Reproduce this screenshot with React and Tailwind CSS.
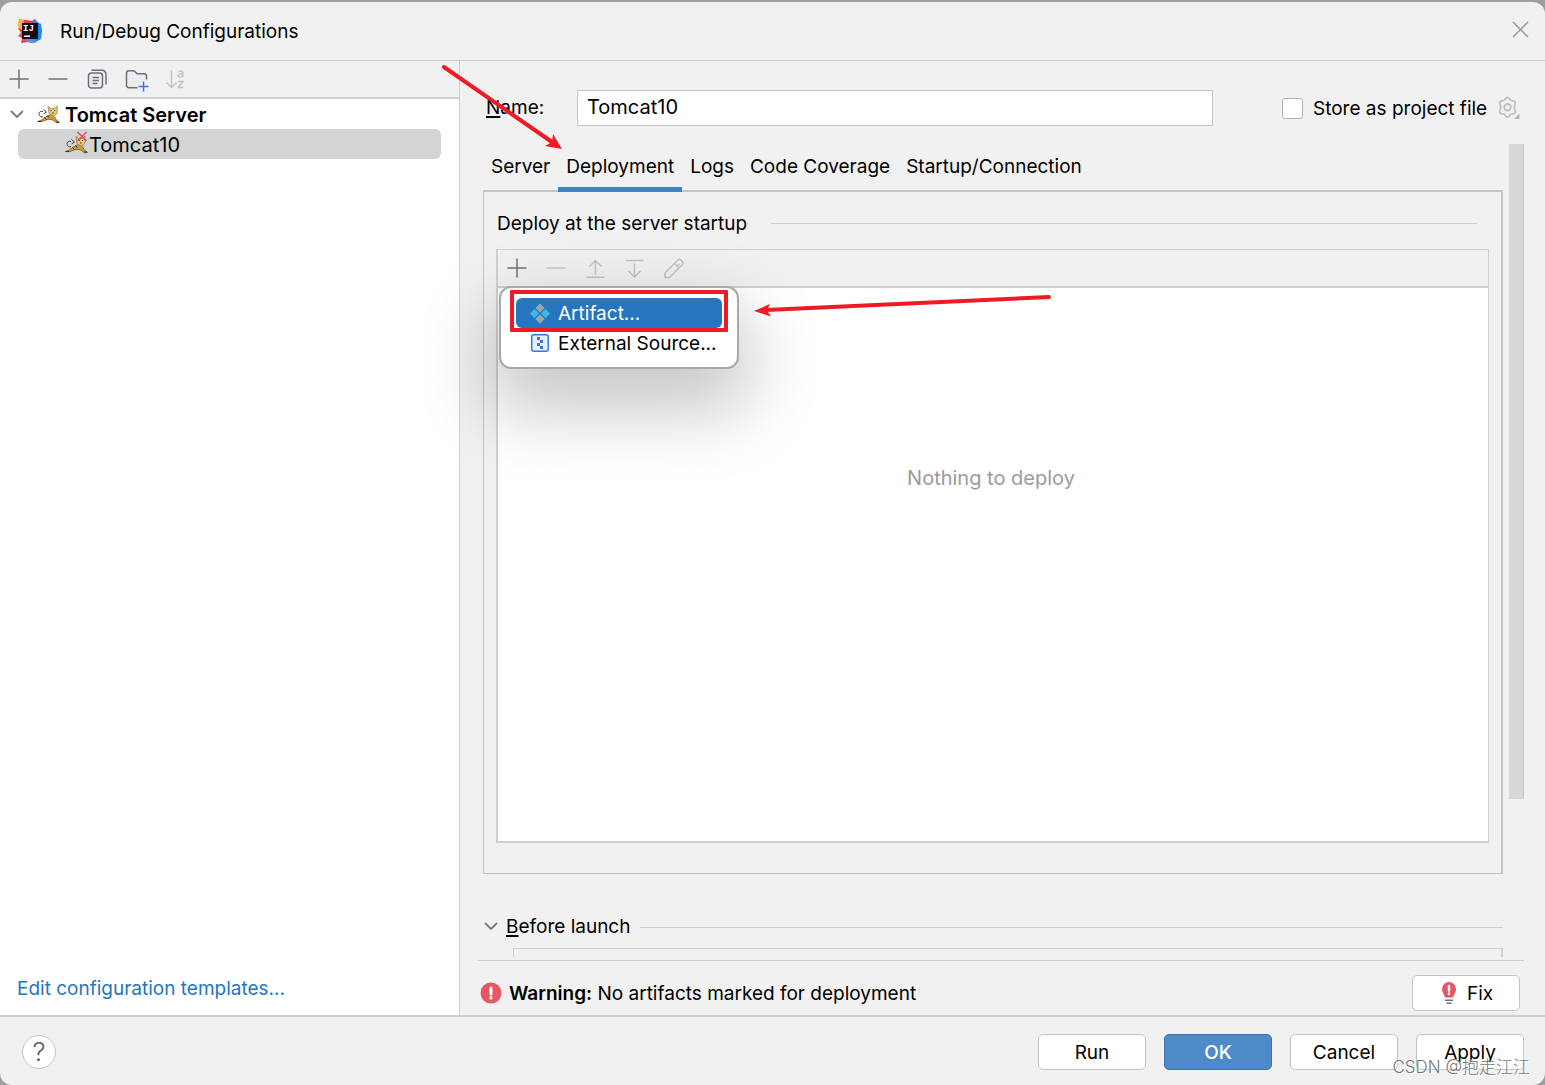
import React, { useState } from 'react'

function Icon({ children, className = '' }) {
  return (
    <svg width="24" height="24" viewBox="0 0 24 24" fill="none" stroke="currentColor" strokeWidth="1.5" className={`shrink-0 ${className}`} aria-hidden="true">
      {children}
    </svg>
  )
}

function PlusIcon() {
  return <Icon><path d="M12 2.5v19M2.5 12h19" /></Icon>
}

function MinusIcon() {
  return <Icon><path d="M2.5 12h19" /></Icon>
}

function CopyIcon() {
  return (
    <Icon>
      <rect x="3.5" y="6" width="14" height="15" rx="3" fill="#ebecf0" />
      <path d="M6.5 3.2h10.5a4 4 0 0 1 4 4v10.3M7.5 10.5h6.5M7.5 13.5h6.5M7.5 16.5h5" />
    </Icon>
  )
}

function FolderIcon() {
  return (
    <Icon className="overflow-visible">
      <path d="M13.5 20.7H4.8a2.3 2.3 0 0 1-2.3-2.3V6a2.3 2.3 0 0 1 2.3-2.3h4.4c.7 0 1.3.3 1.8.8l2 2.2h7.2a2.3 2.3 0 0 1 2.3 2.3v3.5" fill="#ebecf0" stroke="none" />
      <path d="M13.5 20.7H4.8a2.3 2.3 0 0 1-2.3-2.3V6a2.3 2.3 0 0 1 2.3-2.3h4.4c.7 0 1.3.3 1.8.8l2 2.2h7.2a2.3 2.3 0 0 1 2.3 2.3v3.5" />
      <path d="M19.5 14.5v10M14.5 19.5h10" stroke="#3574f0" />
    </Icon>
  )
}

function SortIcon() {
  return (
    <Icon className="overflow-visible">
      <path d="M8.5 3.500v17M3.500 15.500l5 5 5-5" />
      <path d="M15.500 4.800c.8-1.200 4.300-1.300 4.300.8v4.700M19.800 6.800c-2.500 0-4.500.3-4.500 1.900 0 2 3.700 1.800 4.500 0M15.300 14.500h4.700l-4.700 6h5" />
    </Icon>
  )
}

function TomcatIcon({ broken }) {
  return (
    <Icon className="overflow-visible">
      <path d="M7 8.500C4 7.500 2 10 3.500 12.500c.8 1.200 2 1.500 3.500 1.200M7.500 6.500l3 2.500-3 2" stroke="#444" strokeWidth="1" />
      <path d="M1.500 18.500l4-1.500 3-2.500 4-2 3-1.500 3.500 3.500 1 2 3.500 3-3 .3-3.500-2.800-4-.8-3.500 1-4 1.500z" fill="#cfa033" stroke="#5b4820" strokeWidth=".7" />
      <path d="M12 3.500l2.500 2h3.500l3-2.500.3 6-1.300 2.500-3 1.500-3.800-2z" fill="#e6c878" stroke="#8b7440" strokeWidth=".7" />
      <path d="M14.500 7.500h1M18 7.500h1M16 10h1.500M8.500 14.500l2 2M11.500 12.500l1.500 2M2 18.500h3M20 19h3" stroke="#3d3017" strokeWidth="1" />
      {broken && <path d="M13.500-1l9 9M22.500-1l-9 9" stroke="#e8475a" strokeWidth="1.500" />}
    </Icon>
  )
}

function ChevronIcon() {
  return (
    <svg width="14" height="24" viewBox="0 0 14 24" fill="none" stroke="#7a7a7a" strokeWidth="1.8" className="shrink-0" aria-hidden="true">
      <path d="M1 8l6 6 6-6" />
    </svg>
  )
}

function GearIcon() {
  return (
    <Icon className="text-[#c0c0c0]">
      <path d="M9.300 3.200Q11.500-.5 13.700 3.200Q14.500 4.800 16.400 4.800Q20.500 4.800 18.800 8.300Q17.900 11.300 18.800 14.200Q20.500 17.800 16.400 17.800Q14.500 17.800 13.700 19.400Q11.500 23 9.300 19.400Q8.500 17.800 6.600 17.800Q2.500 17.800 4.200 14.200Q5.100 11.300 4.200 8.300Q2.500 4.800 6.600 4.800Q8.500 4.800 9.300 3.200z" strokeWidth="1.8" />
      <circle cx="11.500" cy="11.300" r="3.300" strokeWidth="1.8" />
      <path d="M23.500 17.500v5.500H18z" fill="#b8b8b8" stroke="none" />
    </Icon>
  )
}

function LogoIcon() {
  return (
    <Icon>
      <g stroke="none">
        <path d="M1 0l11 1-2 11L1 11 0 6z" fill="#fcb13a" />
        <path d="M6 1l8 1 3-2 3 4-6 9-9-1z" fill="#fb2d6c" />
        <path d="M16 0l3 3 4 2 1 7-1 8-7 4-7-1 4-9z" fill="#148cf0" />
        <path d="M0 9l6 2 5 8-1 4-7 1 1-5-4-2 3-3z" fill="#fb3b55" />
        <path d="M9 18l6-1 2 6-4 1-5-2z" fill="#5b8df5" />
        <rect x="4" y="4" width="16" height="16" fill="#160b10" />
        <text x="5" y="11.500" fill="#fff" fontSize="9" fontWeight="700" fontFamily="Liberation Mono, monospace">IJ</text>
        <path d="M6 16.500h6V18H6z" fill="#fff" />
      </g>
    </Icon>
  )
}

function ArtifactIcon() {
  return (
    <Icon>
      <g stroke="none">
        <path d="M12 1.500l4.600 4.600L12 10.700 7.400 6.100zM12 12.500l4.600 4.600L12 21.700l-4.600-4.600z" fill="#9aa7b0" />
        <path d="M6.500 7l4.600 4.600-4.600 4.600-4.600-4.600zM17.500 7l4.600 4.600-4.600 4.600-4.600-4.600z" fill="#40b6e0" />
      </g>
    </Icon>
  )
}

function ExternalIcon() {
  return (
    <Icon className="text-[#3574f0]">
      <rect x="3.700" y="2.700" width="16.500" height="16.500" rx="2" fill="#e7effd" />
      <path d="M9 5h3v3H9zM12 8h3v3h-3zM9 11h3v3H9zM12 14h3v3h-3z" fill="currentColor" stroke="none" />
    </Icon>
  )
}

function ToolButton({ label, children, dim }) {
  return (
    <button type="button" aria-label={label} className={dim ? 'text-[#c4c4c4]' : 'text-[#6c707e]'}>
      {children}
    </button>
  )
}

function DialogButton({ children, primary }) {
  return (
    <button
      type="button"
      className={`h-9 w-[108px] rounded-[5px] border pt-0.5 ${primary ? 'border-[#3d75b3] bg-[#4e8ac8] font-medium text-white' : 'border-[#c4c4c4] bg-white'}`}
    >
      {children}
    </button>
  )
}

const tabs = ['Server', 'Deployment', 'Logs', 'Code Coverage', 'Startup/Connection']

function Sidebar() {
  return (
    <aside className="flex w-[460px] shrink-0 flex-col border-r border-[#d0d0d0] bg-white">
      <div className="flex h-[38px] shrink-0 items-center gap-[15px] border-b-2 border-[#d0d0d0] bg-[#f1f1f1] px-[7px]">
        <ToolButton label="Add"><PlusIcon /></ToolButton>
        <ToolButton label="Remove"><MinusIcon /></ToolButton>
        <ToolButton label="Copy"><CopyIcon /></ToolButton>
        <ToolButton label="New folder"><FolderIcon /></ToolButton>
        <ToolButton label="Sort" dim><SortIcon /></ToolButton>
      </div>
      <ul className="flex-1 text-xl leading-6">
        <li>
          <div className="flex h-[30px] items-center pl-2.5 pt-0.5 font-semibold">
            <ChevronIcon />
            <span className="ml-3 mr-[5px] flex"><TomcatIcon /></span>
            Tomcat Server
          </div>
          <ul>
            <li className="ml-[18px] mr-[18px] flex h-[30px] items-center rounded-md bg-[#d4d4d4] pl-[46px] pt-0.5">
              <TomcatIcon broken />
              <span className="ml-px">Tomcat10</span>
            </li>
          </ul>
        </li>
      </ul>
      <a href="#templates" className="mb-3.5 ml-[17px] text-[#2675bf]">Edit configuration templates...</a>
    </aside>
  )
}

function DeployMenu() {
  return (
    <ul role="menu" className="absolute left-px top-9 z-10 w-60 rounded-xl border-2 border-[#a9a9a9] bg-white px-[15px] pb-[9px] pt-2.5 shadow-[0_32px_70px_10px_rgba(0,0,0,0.22)]">
      <li className="relative">
        <button type="button" role="menuitem" className="flex h-[30px] w-[206px] items-center gap-1.5 rounded-md bg-[#2675bf] pl-3 pt-0.5 text-white">
          <ArtifactIcon />
          Artifact...
        </button>
        <div className="pointer-events-none absolute -left-1.5 -top-2 h-[42px] w-[218px] rounded-[1px] border-4 border-[#ed1c24]" />
      </li>
      <li>
        <button type="button" role="menuitem" className="flex h-[30px] items-center gap-1.5 whitespace-nowrap pl-3 pt-0.5">
          <ExternalIcon />
          External Source...
        </button>
      </li>
    </ul>
  )
}

function DeployPanel() {
  return (
    <section className="flex h-[684px] shrink-0 flex-col border border-r-2 border-t-2 border-[#c4c4c4] pb-[30px] pl-3 pr-3">
      <div className="flex h-[57px] items-center gap-6 pl-px pr-3 pt-1.5">
        <h2>Deploy at the server startup</h2>
        <div className="h-px flex-1 bg-[#d0d0d0]" />
      </div>
      <div className="flex flex-1 flex-col border border-b-2 border-l-2 border-[#d0d0d0]">
        <div className="relative flex h-[38px] items-center gap-[15px] border-b-2 border-[#d0d0d0] px-[7px]">
          <ToolButton label="Add artifact"><PlusIcon /></ToolButton>
          <ToolButton label="Remove artifact" dim><MinusIcon /></ToolButton>
          <ToolButton label="Move up" dim>
            <Icon><path d="M12.500 18.500v-14M6.500 10.500l6-6 6 6M3.500 21.300h18" /></Icon>
          </ToolButton>
          <ToolButton label="Move down" dim>
            <Icon><path d="M12.500 7.500v13.500M6.500 15l6 6 6-6M3.500 4.500h18" /></Icon>
          </ToolButton>
          <ToolButton label="Edit" dim>
            <Icon><path d="M4 21.500v-4.500L17 4a2 2 0 0 1 2.800 0l1.700 1.700a2 2 0 0 1 0 2.800L8.500 21.500zM13.500 7.500l4.500 4.500M16.500 10l2-2" /></Icon>
          </ToolButton>
          <DeployMenu />
        </div>
        <div className="flex-1 bg-white pr-1 pt-[178px] text-center text-xl leading-6 text-[#9b9b9b]">Nothing to deploy</div>
      </div>
    </section>
  )
}

function Editor() {
  const [name, setName] = useState('Tomcat10')
  const [tab, setTab] = useState('Deployment')
  return (
    <main className="flex min-w-0 flex-1 flex-col pl-[18px] pr-[21px]">
      <div className="flex shrink-0 items-center pl-2 pt-[29px]">
        <label htmlFor="name" className="w-[91px]"><span className="underline decoration-2 underline-offset-2">N</span>ame:</label>
        <input id="name" value={name} onChange={(e) => setName(e.target.value)} className="h-9 min-w-0 flex-1 border border-[#c4c4c4] bg-white px-[9px] pb-0.5 text-xl leading-6 outline-none" />
        <input id="store" type="checkbox" className="ml-[69px] size-[21px] appearance-none rounded-[3px] border border-[#b0b0b0] bg-white" />
        <label htmlFor="store" className="ml-2.5 mr-[5px] w-[178px] whitespace-nowrap pt-0.5">Store as project file</label>
        <button type="button" aria-label="Storage options" className="mr-1"><GearIcon /></button>
      </div>
      <div className="mt-[18px] flex min-h-0 flex-1 gap-1.5 overflow-x-visible overflow-y-clip">
        <div className="flex min-w-0 flex-1 flex-col pl-[5px]">
          <div role="tablist" className="relative z-10 -mb-0.5 flex h-12 shrink-0">
            {tabs.map((t) => (
              <button
                key={t}
                type="button"
                role="tab"
                aria-selected={tab === t}
                onClick={() => setTab(t)}
                className={`whitespace-nowrap border-b-[5px] px-2 pt-0.5 ${tab === t ? 'border-[#3d82c8]' : 'border-transparent'}`}
              >
                {t}
              </button>
            ))}
          </div>
          <DeployPanel />
          <div className="flex shrink-0 items-center pl-px pt-[41px]">
            <ChevronIcon />
            <h2 className="ml-2 mr-2.5"><span className="underline decoration-2 underline-offset-2">B</span>efore launch</h2>
            <div className="h-px flex-1 bg-[#d0d0d0]" />
          </div>
          <div className="ml-[30px] mt-[9px] h-[9px] shrink-0 border border-b-0 border-r-2 border-[#d0d0d0]" />
        </div>
        <div className="h-[655px] w-[15px] shrink-0 border-r border-[#c4c4c4] bg-[#d8d8d8]" />
      </div>
      <div className="flex h-[55px] shrink-0 items-center border-t border-[#d0d0d0] pl-0.5 pr-1 pt-2.5">
        <svg width="22" height="22" viewBox="0 0 22 22" aria-hidden="true">
          <circle cx="11" cy="11" r="10.500" fill="#e55765" />
          <path d="M11 6v6M11 15.500v.5" stroke="#fff" strokeWidth="3" strokeLinecap="round" />
        </svg>
        <p className="ml-[7px] flex-1 pt-0.5"><b className="font-semibold">Warning:</b> No artifacts marked for deployment</p>
        <button type="button" className="flex h-9 w-[108px] items-center gap-1.5 rounded-[5px] border border-[#c4c4c4] bg-white pl-6 pt-0.5">
          <Icon>
            <g stroke="none">
              <path d="M12 0a7 7 0 0 1 7 7c0 3.500-2 5-3 8.500H8C7 12 5 10.500 5 7a7 7 0 0 1 7-7z" fill="#e55765" />
              <path d="M8 17.500h8V19H8zM9.500 20.500h5V22h-5z" fill="#6c707e" />
            </g>
            <path d="M12 4v4.500M12 11.500v.5" stroke="#fff" strokeWidth="2.500" strokeLinecap="round" />
          </Icon>
          Fix
        </button>
      </div>
    </main>
  )
}

export default function App() {
  return (
    <div className="relative flex h-screen min-h-[700px] flex-col overflow-hidden bg-[#9e9e9e] pt-0.5 font-['Inter','Noto_Sans_CJK_SC',sans-serif] text-[19px] leading-6 text-black">
      <div className="flex min-h-0 flex-1 flex-col overflow-hidden rounded-xl bg-[#f1f1f1]">
        <header className="flex h-[59px] shrink-0 items-center border-b border-[#d0d0d0] pl-[18px] pr-4">
          <LogoIcon />
          <h1 className="ml-[18px] flex-1 pt-0.5">Run/Debug Configurations</h1>
          <button type="button" aria-label="Close" className="pb-1 text-[#999]">
            <svg width="17" height="17" viewBox="0 0 17 17" stroke="currentColor" strokeWidth="1.500"><path d="M1 1l15 15M16 1L1 16" /></svg>
          </button>
        </header>
        <div className="flex min-h-0 flex-1">
          <Sidebar />
          <Editor />
        </div>
        <footer className="flex h-[70px] shrink-0 items-center gap-[18px] border-t-2 border-[#d0d0d0] pl-[22px] pr-[21px] pt-px">
          <button type="button" aria-label="Help" className="mr-auto size-[34px] rounded-full border border-[#c4c4c4] bg-white text-[26px] font-light leading-6 text-[#5a5d6b]">?</button>
          <DialogButton>Run</DialogButton>
          <DialogButton primary>OK</DialogButton>
          <DialogButton>Cancel</DialogButton>
          <DialogButton>Apply</DialogButton>
        </footer>
      </div>

      {/* annotation arrows */}
      <svg className="pointer-events-none absolute left-0 top-0 z-20" width="1060" height="330" fill="#ed1c24" stroke="#ed1c24" strokeWidth="4" strokeLinecap="round" aria-hidden="true">
        <path d="M444 67l108 75M1049 297l-283 13" />
        <path d="M562 149l-17-3 7-4 1-8z" stroke="none" />
        <path d="M754 311l16-7-3 6.500 4 6z" stroke="none" />
      </svg>
      <div className="pointer-events-none absolute bottom-1.5 right-[15px] text-[17px] font-light text-[#777] [text-shadow:1px_1px_0_#fff]">CSDN @抱走江江</div>
    </div>
  )
}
++++++++++
Problem to work on:
State the count of lines above containing the string "React", and add nothing to it.

Task solution:
2